What Long Island Wine Council Documents Don’t Capture
The Long Island Wine Council understandably focuses on the North Fork — the vineyards, the production side, the tourism infrastructure that’s been building since the 1970s. What it doesn’t fully capture is the retail and restaurant wine culture that developed independently of production, driven by consumption rather than harvest.
Huntington’s serious wine restaurants aren’t showcasing Long Island wines as a primary orientation. Jonathan’s list runs through Italian small-producer selections, California, France, Australia. That’s a reflection of what its customer base actually drinks — the range of someone who’s been paying attention to wine for two decades, not a regional boosterism play.

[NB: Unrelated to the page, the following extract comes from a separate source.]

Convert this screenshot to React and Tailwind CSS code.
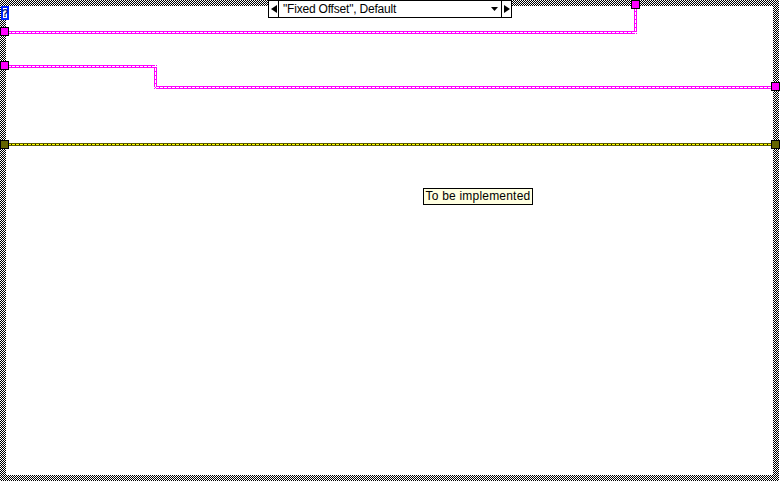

This matters because it shows that Huntington’s wine culture grew from consumer sophistication rather than from proximity to a wine region. The demand was there independent of the supply.
That’s a different thing from what happens in wine country restaurants, where the list is curated around a geographic identity. Huntington restaurants built their programs around a customer identity. Those are not the same thing, and the difference is audible in the conversation between a floor staffer and a table at Jonathan’s versus a table at a North Fork tasting room.
The Press Failure
Wine Spectator publishes its Restaurant Awards annually. The 2021 awards alone recognized 21 Long Island restaurants across the island. The coverage in national wine media is minimal. Regional coverage — Newsday, Long Island’s food sections — has been more attentive, but the archival depth in outlets like Newsday from the 2005–2015 formative period of the Huntington wine scene is not widely accessible online.
The result is a documented record that lives mostly in the databases: Wine Spectator’s own searchable award history, the NYS Liquor Authority licensing records, the reservation logs that no publication ever asked to see. The story is there. It just required someone to connect it.
Nobody in the wine press colonized Huntington the way they colonized the North Fork or the Hamptons. The consequence, for the people who actually live there, is a dining culture that functions as a kind of semi-private intelligence. You find out about Jonathan’s because a colleague who lives in Centerport mentioned it at a work dinner. You find out about Bistro Cassis because a friend told you about it.
That word-of-mouth architecture is how wine culture actually propagates in a place where no one is trying to sell you a destination. It’s slower than a magazine profile, and more durable.